The Spirit is at work even now, revealing Christ to the world through His Church. God continues to make people His own through His grace in Christ, using the word that we share, the word that we live. As you live out God’s instruction, following Jesus’ self-giving lead through life, you are pointing to the hope that you have. You are sharing the peace that this world can’t give. In our life together as the Church, even when it is imperfect, as we treat each other with grace and care for one another we get to see and model the new life that the Holy Spirit brings into the lives of people like us who need it. Even has He did on Pentecost, the Spirit works through ordinary people and does extraordinary things, pointing the world to Christ.

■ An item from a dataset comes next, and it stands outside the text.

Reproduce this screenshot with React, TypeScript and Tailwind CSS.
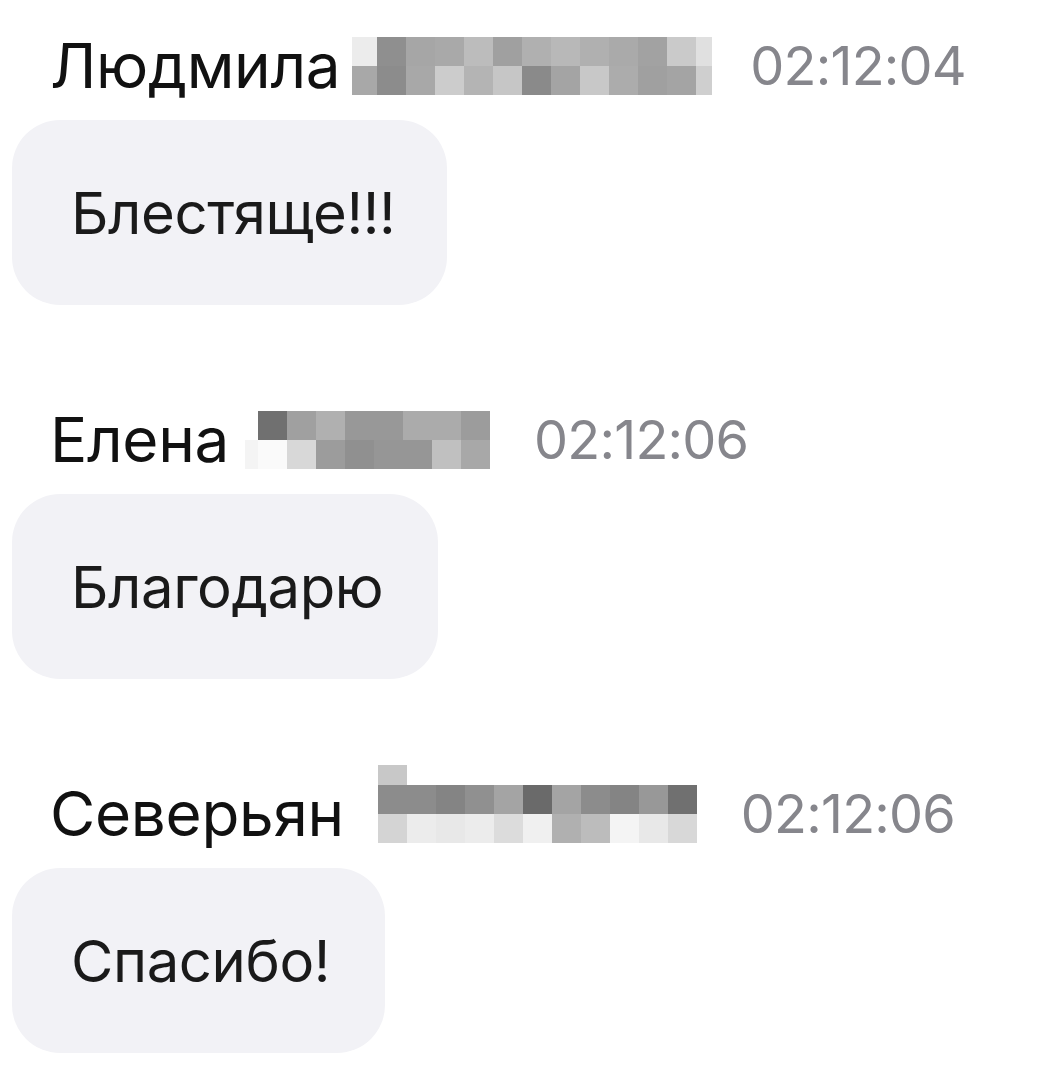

Flags from the nations of the world – many of which are from countries represented by the ESL students who gather here to learn – flank St. John’s sanctuary today, a reminder that the gospel we’ve been given to share is not restricted to people who look like you or sound like you. As we join in the Lord’s Prayer today before receiving Holy Communion, you are welcome to pray it aloud in your native language. Most of us here today don’t speak the ancient languages of Hebrew or Greek or Aramaic, and yet the Holy Spirit has still called and gathered us, making us God’s people. There is no one kind of Christian. But there is only one Christ. He’s the one in whom you can have certain hope in this uncertain world.
You are no longer an exile; you are the people of God. On Pentecost, fifty days after Easter, this is the joy that our Lord brings us together to share. By the working of the Spirit, you have peace with your Father in heaven who has indeed come to make His home with you. His promise is sure, and His Word is certain.
[i] Passage for memory:
Jesus answered him, “If anyone loves me, he will keep my word, and my Father will love him, and we will come to him and make our home with him. Whoever does not love me does not keep my words. And the word that you hear is not mine but the Father’s who sent me.